List all lines of the data that include the string "styles".

## BEGIN PROVIDED MATERIAL

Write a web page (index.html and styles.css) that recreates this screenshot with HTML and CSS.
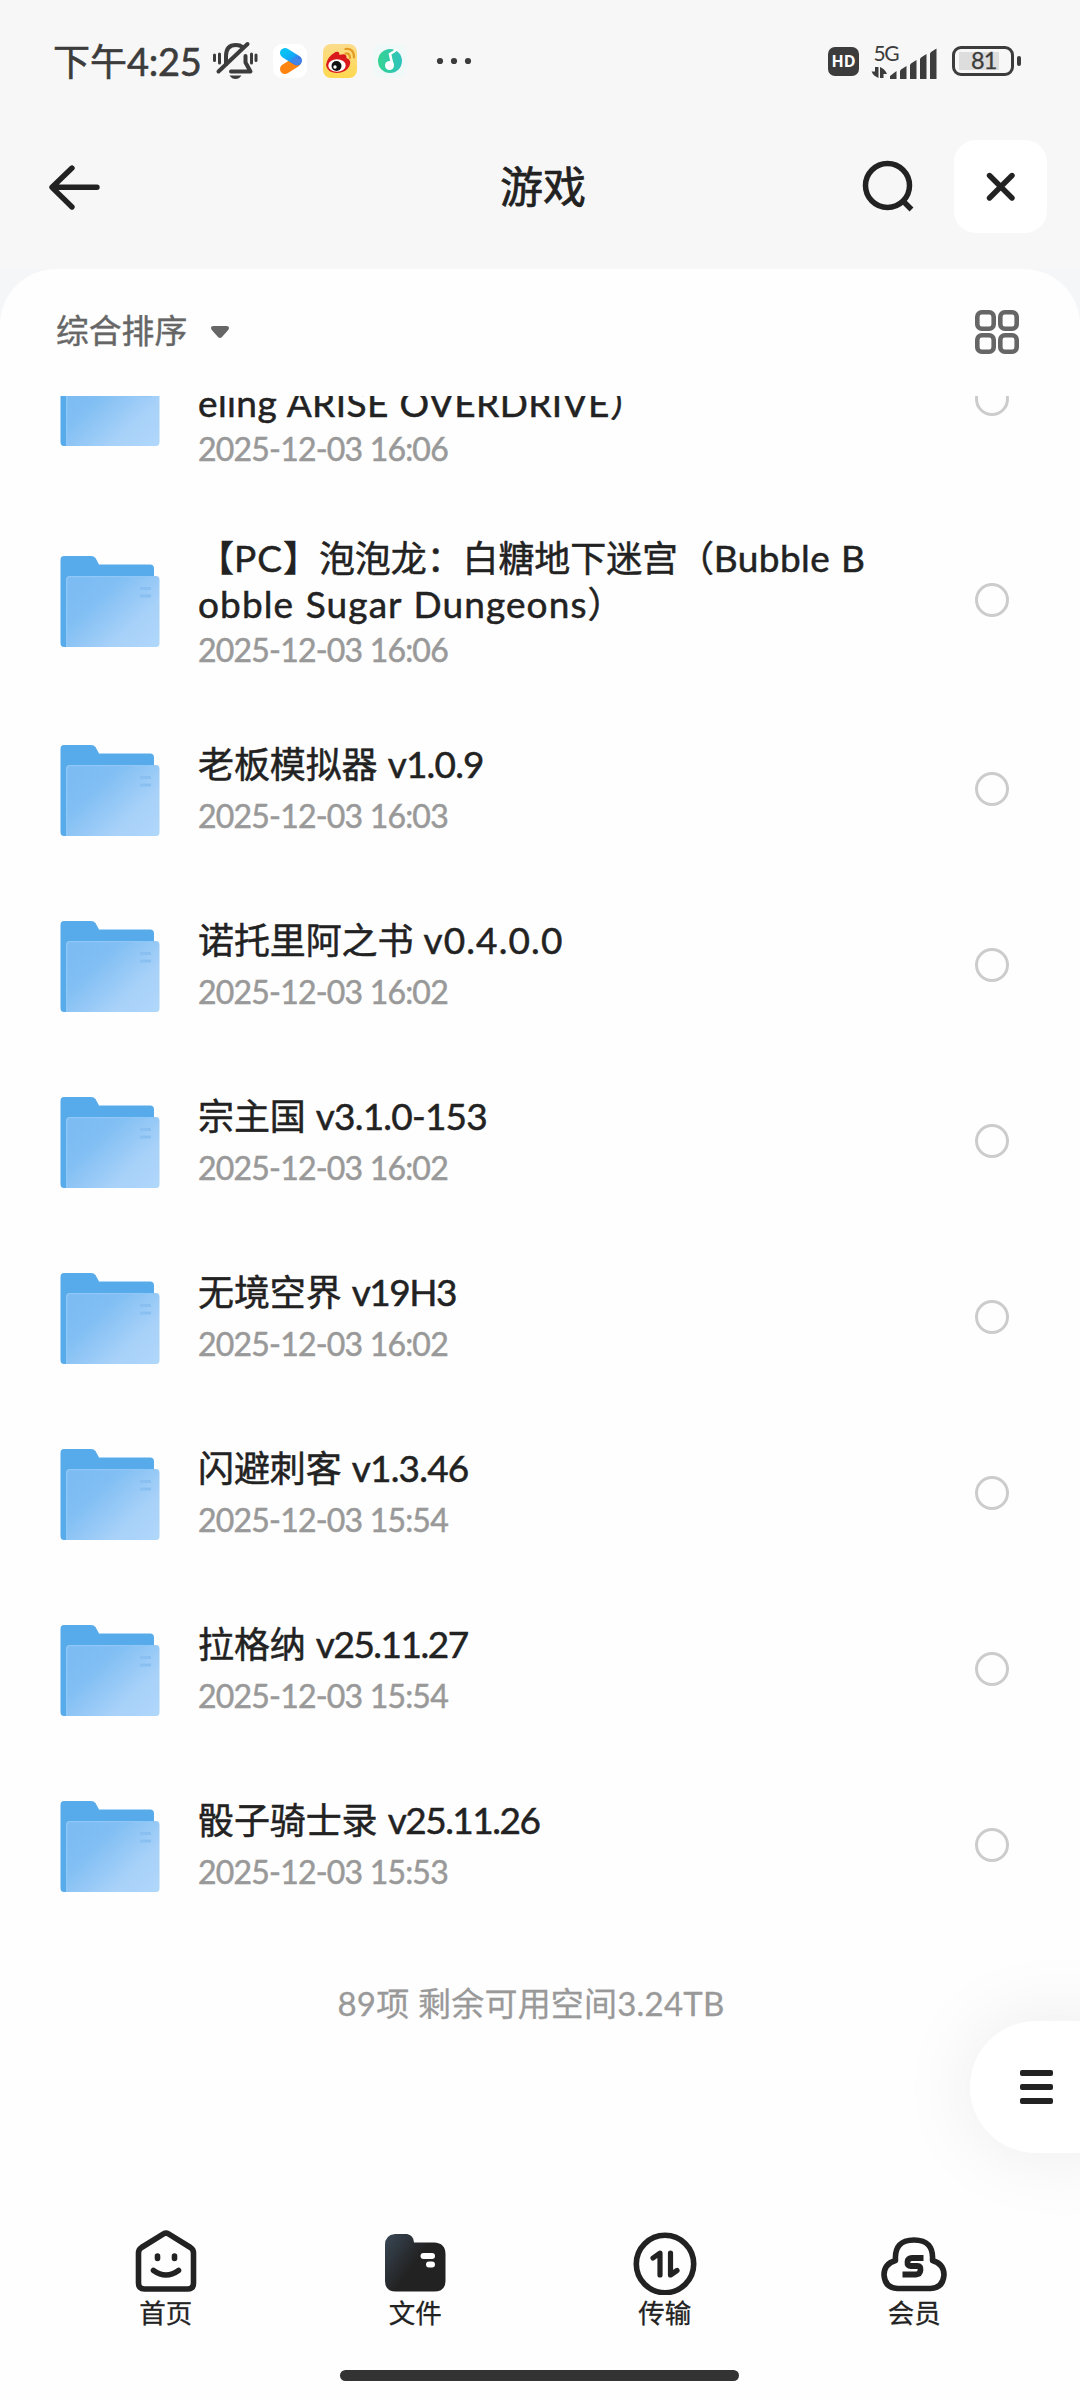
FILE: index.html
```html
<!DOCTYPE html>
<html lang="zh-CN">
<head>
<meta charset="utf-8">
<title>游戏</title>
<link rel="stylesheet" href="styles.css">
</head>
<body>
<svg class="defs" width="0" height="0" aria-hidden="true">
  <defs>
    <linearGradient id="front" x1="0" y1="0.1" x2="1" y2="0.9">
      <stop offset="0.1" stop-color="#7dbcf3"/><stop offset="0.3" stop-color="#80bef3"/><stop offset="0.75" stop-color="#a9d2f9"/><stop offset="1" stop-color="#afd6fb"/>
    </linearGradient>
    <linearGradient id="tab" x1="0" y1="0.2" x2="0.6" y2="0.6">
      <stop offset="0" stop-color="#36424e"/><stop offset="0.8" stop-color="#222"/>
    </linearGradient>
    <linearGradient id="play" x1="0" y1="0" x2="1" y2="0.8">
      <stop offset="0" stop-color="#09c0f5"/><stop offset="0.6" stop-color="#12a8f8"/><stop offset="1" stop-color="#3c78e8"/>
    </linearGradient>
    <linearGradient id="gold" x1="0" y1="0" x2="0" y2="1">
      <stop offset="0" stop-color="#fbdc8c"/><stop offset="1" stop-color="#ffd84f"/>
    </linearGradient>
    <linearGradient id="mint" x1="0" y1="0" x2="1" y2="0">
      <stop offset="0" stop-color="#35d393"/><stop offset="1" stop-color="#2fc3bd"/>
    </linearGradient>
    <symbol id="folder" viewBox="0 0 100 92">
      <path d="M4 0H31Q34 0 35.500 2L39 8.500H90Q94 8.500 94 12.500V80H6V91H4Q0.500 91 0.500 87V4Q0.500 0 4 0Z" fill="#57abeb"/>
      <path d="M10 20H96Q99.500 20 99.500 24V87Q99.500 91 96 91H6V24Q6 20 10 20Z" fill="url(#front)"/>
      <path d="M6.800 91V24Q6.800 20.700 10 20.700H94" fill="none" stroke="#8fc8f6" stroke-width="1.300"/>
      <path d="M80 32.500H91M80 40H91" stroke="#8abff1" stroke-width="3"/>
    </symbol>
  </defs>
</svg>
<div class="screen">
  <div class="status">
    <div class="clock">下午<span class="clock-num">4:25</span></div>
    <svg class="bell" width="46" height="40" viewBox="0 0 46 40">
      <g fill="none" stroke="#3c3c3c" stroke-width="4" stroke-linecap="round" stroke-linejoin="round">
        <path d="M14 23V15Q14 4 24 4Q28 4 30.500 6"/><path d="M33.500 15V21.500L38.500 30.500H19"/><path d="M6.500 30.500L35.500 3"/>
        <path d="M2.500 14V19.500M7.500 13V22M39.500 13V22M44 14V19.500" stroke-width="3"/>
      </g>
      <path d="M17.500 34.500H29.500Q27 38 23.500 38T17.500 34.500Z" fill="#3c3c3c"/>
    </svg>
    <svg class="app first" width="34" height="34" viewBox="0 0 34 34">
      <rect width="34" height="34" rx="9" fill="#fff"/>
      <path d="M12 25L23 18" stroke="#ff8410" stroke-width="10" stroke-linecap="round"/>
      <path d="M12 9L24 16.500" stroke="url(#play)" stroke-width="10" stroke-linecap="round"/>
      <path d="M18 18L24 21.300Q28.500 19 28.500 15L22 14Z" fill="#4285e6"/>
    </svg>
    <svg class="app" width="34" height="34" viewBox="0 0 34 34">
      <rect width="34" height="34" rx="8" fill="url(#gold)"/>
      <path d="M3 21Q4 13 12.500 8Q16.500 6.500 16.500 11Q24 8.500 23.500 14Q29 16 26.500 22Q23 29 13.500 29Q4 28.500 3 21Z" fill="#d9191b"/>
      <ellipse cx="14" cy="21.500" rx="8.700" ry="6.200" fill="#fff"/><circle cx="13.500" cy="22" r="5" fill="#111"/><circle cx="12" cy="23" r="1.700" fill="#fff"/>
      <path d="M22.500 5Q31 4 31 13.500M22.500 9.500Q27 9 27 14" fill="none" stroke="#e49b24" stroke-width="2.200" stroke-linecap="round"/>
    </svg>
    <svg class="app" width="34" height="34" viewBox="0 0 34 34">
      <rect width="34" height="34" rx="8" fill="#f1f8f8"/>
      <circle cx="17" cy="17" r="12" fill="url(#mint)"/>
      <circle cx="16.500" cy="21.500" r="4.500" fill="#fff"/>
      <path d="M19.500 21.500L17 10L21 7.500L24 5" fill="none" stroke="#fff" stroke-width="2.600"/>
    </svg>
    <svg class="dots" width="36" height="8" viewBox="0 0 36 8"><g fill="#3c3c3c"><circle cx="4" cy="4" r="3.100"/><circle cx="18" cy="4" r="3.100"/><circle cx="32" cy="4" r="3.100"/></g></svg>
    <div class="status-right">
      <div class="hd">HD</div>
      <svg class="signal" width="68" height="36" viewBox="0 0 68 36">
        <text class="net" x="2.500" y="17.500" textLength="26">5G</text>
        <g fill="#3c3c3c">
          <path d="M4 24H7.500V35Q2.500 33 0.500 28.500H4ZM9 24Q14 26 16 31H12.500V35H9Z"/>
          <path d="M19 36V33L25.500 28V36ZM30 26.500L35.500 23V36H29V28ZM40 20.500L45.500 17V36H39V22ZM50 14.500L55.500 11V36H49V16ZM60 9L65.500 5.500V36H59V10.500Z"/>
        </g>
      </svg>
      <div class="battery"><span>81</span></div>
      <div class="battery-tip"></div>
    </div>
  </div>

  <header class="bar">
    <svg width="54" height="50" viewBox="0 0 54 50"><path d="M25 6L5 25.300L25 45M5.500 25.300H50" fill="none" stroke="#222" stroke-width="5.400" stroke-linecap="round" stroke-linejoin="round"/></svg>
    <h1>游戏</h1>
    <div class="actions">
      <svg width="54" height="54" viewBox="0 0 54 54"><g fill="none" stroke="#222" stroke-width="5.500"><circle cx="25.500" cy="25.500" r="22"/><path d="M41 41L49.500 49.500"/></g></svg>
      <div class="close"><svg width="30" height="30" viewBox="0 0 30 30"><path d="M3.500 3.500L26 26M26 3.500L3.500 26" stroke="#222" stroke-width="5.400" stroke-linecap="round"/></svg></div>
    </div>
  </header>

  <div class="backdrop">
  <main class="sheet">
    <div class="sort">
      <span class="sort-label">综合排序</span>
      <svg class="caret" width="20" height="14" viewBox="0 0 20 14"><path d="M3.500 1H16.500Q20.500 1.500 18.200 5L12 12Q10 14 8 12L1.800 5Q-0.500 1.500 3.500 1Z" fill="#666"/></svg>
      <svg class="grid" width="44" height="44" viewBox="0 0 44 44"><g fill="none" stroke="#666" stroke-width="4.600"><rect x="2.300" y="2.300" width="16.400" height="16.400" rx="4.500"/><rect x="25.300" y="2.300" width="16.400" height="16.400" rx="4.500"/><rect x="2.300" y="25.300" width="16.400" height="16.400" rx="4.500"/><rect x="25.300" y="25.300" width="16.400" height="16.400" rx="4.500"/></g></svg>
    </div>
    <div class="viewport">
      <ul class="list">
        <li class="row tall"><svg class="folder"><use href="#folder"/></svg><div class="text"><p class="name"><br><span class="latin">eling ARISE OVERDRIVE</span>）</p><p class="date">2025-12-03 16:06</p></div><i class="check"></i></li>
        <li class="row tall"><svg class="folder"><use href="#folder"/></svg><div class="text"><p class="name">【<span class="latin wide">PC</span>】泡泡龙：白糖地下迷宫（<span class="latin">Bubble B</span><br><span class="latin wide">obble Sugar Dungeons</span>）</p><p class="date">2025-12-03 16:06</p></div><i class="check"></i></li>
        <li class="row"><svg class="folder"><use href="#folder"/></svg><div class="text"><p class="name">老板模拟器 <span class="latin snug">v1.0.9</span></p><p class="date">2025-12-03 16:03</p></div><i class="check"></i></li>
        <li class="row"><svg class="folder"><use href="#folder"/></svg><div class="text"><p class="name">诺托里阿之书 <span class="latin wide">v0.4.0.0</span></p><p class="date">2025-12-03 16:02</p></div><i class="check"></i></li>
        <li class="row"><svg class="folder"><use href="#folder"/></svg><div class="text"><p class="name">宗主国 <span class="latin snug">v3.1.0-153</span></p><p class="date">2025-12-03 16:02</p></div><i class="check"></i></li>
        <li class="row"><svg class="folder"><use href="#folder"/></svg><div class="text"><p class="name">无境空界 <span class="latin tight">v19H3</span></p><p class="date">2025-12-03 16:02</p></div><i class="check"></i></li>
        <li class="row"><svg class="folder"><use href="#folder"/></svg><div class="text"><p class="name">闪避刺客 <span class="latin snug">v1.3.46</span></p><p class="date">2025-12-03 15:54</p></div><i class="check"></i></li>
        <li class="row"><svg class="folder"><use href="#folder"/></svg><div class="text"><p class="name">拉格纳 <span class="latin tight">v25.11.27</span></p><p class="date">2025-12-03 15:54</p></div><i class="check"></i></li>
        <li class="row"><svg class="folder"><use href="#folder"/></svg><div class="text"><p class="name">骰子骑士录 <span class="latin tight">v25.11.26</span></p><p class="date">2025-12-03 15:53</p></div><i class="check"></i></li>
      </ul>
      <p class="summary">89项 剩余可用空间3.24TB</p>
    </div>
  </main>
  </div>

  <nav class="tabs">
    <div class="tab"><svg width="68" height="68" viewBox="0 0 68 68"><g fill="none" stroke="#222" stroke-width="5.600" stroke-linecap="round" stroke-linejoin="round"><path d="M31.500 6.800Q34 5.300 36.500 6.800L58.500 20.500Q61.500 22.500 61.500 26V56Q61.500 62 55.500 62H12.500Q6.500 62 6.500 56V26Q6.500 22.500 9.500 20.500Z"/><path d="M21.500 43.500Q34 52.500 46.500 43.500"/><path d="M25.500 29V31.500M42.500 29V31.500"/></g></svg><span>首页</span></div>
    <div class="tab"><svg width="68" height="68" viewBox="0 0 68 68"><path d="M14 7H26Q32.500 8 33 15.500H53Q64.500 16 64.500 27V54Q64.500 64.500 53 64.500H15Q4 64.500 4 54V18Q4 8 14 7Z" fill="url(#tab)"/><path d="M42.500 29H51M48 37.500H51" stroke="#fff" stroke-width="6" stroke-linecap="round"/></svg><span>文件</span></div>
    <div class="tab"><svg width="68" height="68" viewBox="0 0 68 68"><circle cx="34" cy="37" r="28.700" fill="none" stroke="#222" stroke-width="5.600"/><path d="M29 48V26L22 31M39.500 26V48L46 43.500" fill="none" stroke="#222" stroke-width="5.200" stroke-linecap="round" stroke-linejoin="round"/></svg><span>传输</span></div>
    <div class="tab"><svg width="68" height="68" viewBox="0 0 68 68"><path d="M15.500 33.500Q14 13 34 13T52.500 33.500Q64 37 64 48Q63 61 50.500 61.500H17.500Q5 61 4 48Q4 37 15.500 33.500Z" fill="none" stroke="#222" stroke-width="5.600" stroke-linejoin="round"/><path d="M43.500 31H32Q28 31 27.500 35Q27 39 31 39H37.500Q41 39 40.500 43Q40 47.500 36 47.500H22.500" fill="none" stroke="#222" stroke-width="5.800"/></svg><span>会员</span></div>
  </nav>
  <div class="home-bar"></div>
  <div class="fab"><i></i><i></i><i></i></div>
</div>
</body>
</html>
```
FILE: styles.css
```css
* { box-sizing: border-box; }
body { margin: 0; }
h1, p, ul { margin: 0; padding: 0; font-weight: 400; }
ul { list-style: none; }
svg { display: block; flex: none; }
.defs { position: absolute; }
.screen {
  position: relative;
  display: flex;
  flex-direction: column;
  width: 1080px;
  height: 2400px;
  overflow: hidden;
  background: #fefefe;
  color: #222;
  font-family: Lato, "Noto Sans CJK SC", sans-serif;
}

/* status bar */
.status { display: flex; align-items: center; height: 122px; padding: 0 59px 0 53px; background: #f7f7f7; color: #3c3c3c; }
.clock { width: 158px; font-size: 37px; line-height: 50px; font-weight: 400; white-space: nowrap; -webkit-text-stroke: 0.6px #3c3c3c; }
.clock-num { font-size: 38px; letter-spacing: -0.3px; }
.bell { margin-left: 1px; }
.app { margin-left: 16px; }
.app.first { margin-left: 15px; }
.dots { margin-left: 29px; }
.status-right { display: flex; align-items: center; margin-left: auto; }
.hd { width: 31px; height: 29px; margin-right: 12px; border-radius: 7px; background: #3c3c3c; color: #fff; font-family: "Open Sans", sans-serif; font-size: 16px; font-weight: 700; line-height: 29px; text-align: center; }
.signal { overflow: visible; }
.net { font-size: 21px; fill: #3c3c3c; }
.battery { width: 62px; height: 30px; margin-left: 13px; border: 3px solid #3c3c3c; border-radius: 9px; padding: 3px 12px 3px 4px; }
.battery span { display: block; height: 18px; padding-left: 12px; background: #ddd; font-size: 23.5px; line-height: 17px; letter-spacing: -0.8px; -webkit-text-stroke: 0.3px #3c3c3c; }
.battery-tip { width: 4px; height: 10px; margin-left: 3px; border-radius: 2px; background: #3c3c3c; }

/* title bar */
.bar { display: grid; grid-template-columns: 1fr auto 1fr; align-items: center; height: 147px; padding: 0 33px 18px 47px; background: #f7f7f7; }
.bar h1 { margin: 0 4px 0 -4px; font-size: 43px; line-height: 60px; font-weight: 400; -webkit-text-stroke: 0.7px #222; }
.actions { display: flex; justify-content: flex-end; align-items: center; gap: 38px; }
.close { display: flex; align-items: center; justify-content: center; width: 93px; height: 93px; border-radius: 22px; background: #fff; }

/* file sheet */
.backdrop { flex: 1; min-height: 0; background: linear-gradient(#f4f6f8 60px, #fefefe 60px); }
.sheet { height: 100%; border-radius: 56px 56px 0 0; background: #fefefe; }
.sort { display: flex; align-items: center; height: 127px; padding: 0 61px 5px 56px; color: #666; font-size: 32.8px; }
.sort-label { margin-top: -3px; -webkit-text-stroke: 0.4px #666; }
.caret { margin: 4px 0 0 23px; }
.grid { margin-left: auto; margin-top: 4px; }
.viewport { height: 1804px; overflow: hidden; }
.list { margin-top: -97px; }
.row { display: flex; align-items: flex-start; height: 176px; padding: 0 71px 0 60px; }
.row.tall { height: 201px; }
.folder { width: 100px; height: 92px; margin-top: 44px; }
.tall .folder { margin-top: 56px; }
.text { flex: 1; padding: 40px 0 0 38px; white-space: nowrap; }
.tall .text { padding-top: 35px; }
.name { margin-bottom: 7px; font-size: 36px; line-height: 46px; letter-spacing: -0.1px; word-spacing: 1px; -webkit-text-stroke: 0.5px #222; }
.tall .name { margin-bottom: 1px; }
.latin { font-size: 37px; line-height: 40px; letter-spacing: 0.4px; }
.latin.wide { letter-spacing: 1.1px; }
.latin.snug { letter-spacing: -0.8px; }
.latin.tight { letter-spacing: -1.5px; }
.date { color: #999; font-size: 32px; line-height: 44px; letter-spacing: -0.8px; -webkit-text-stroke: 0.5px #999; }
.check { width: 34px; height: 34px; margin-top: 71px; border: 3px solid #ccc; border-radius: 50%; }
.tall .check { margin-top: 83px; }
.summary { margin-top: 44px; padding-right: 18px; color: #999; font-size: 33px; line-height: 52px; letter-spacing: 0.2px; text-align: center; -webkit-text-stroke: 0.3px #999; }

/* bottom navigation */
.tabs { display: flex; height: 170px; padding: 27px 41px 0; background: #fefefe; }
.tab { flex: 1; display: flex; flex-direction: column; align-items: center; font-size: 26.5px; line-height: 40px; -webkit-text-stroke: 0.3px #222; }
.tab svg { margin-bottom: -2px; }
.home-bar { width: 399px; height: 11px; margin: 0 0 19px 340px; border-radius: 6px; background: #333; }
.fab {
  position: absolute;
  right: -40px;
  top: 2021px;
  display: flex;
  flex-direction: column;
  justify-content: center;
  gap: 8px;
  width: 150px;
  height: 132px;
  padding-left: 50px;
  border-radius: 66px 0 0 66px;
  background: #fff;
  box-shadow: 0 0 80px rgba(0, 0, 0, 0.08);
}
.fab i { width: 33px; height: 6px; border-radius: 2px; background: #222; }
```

## END PROVIDED MATERIAL

== FULL SOLUTION ==
Write a web page (index.html and styles.css) that recreates this screenshot with HTML and CSS.
<link rel="stylesheet" href="styles.css">
FILE: styles.css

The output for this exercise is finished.